Spot vs Perps Trading

Understand the difference between spot and perps trading and learn the best places to trade these on Solana.

Spot vs Perps Trading

Introduction

Cryptocurrency or crypto trading is growing at a massive rate especially perpetual futures or perps trading as is evident by the massive influx of volume across centralized and decentralized exchanges alike.

To put this in numbers, we can see that BTC/USDT perps on Binance has done $1.2 Billion in volume in the past 24 hours as opposed to BTC/USD spot on Coinbase which has done only 10.6k BTC contracts which is equal to 10.6k * current price of BTC = $665 Million.

Volume for BTC perps and spot. Source: Coinalyze

So, in this blog, we'll be going over what does Spot and Perps trading mean, how you can utilize the two and the top places to trade spot or perps on Solana

Without any further ado, let's jump in!

Spot Trading

Spot trading basically refers to buying/selling assets or tokens in this case where you get immediate delivery of the tokens.

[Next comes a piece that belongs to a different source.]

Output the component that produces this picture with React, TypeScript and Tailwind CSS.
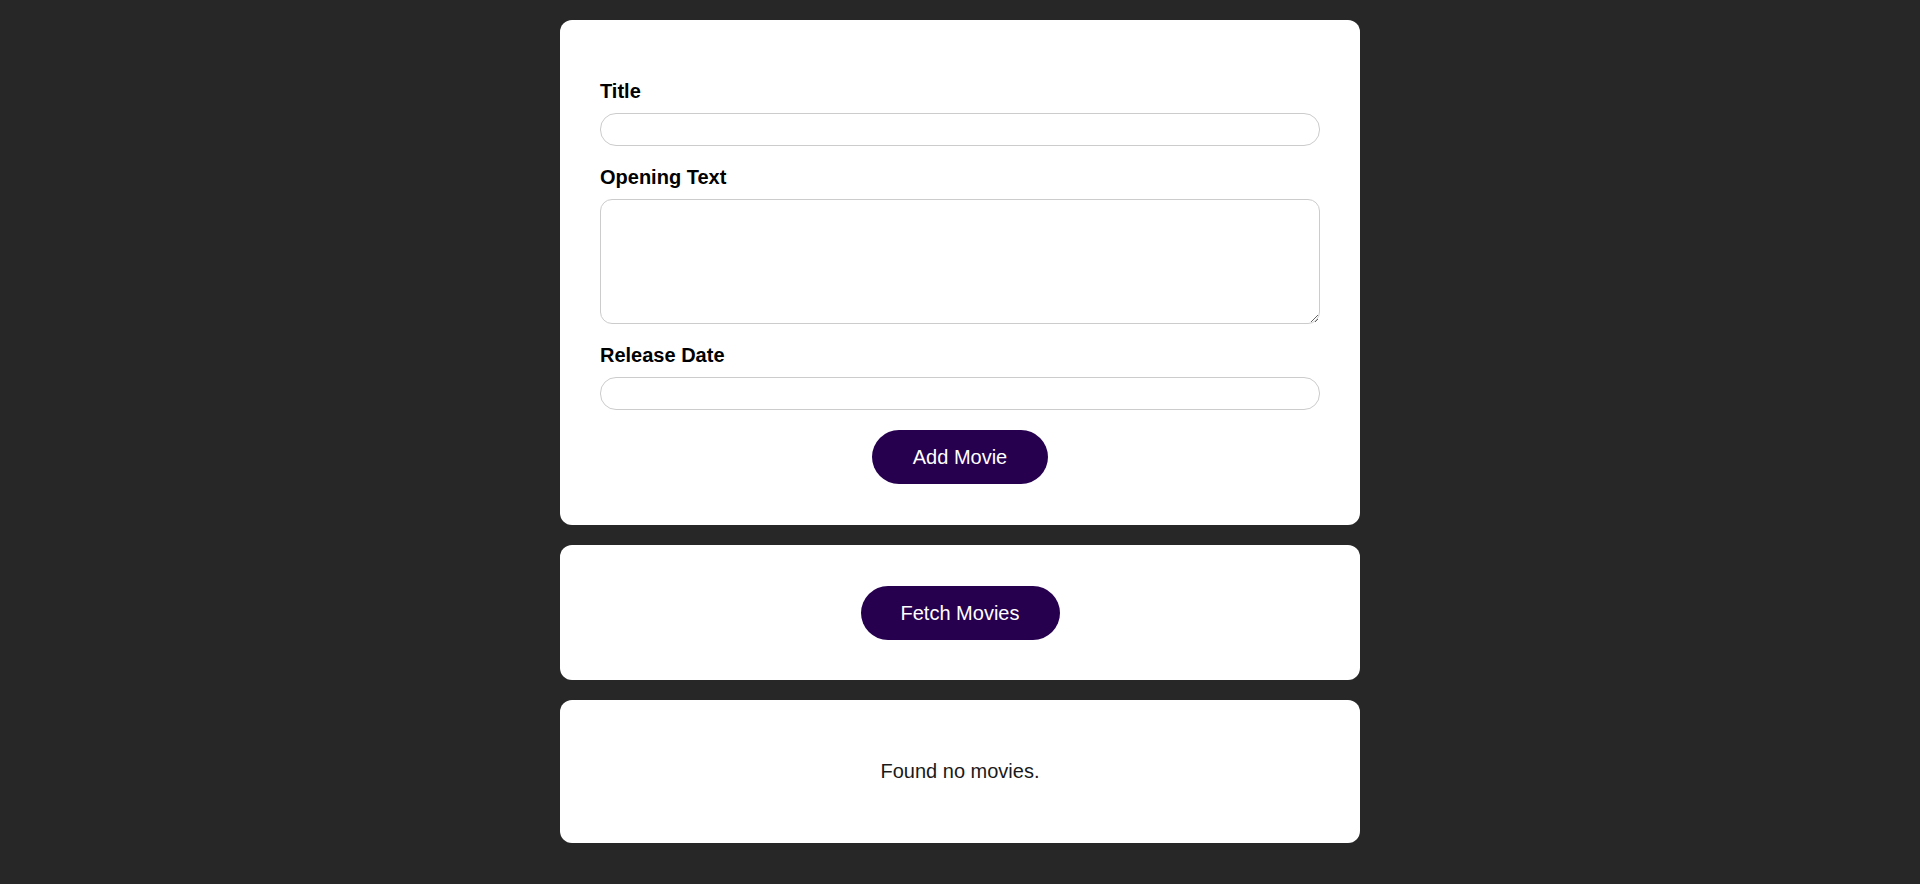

Every time you swap your assets on Jupiter, you're spot trading.

People utilise spot trading primarily to speculate on price changes of the token. So, if I swap my USDC to SOL, I'm basically buying SOL on spot with the hopes that its prices go up thus making me a profit at the end.

While Spot trading is pretty simple, Perps is where things get a tiny bit more complex but don't worry because Intern shall make this topic crystal clear to you! 😤

Futures trading

To understand perpetual futures or perps, we have to first understand what Futures are and how they differ from spot. Futures are a subset of derivative contracts i.e they derive their value from the underlying asset or token in this case which is nothing but their spot price. These financial instruments allow us to buy/sell a token at a pre-determined price and time thus it's used for future settlement as opposed to immediate settlement in case of Spot trading.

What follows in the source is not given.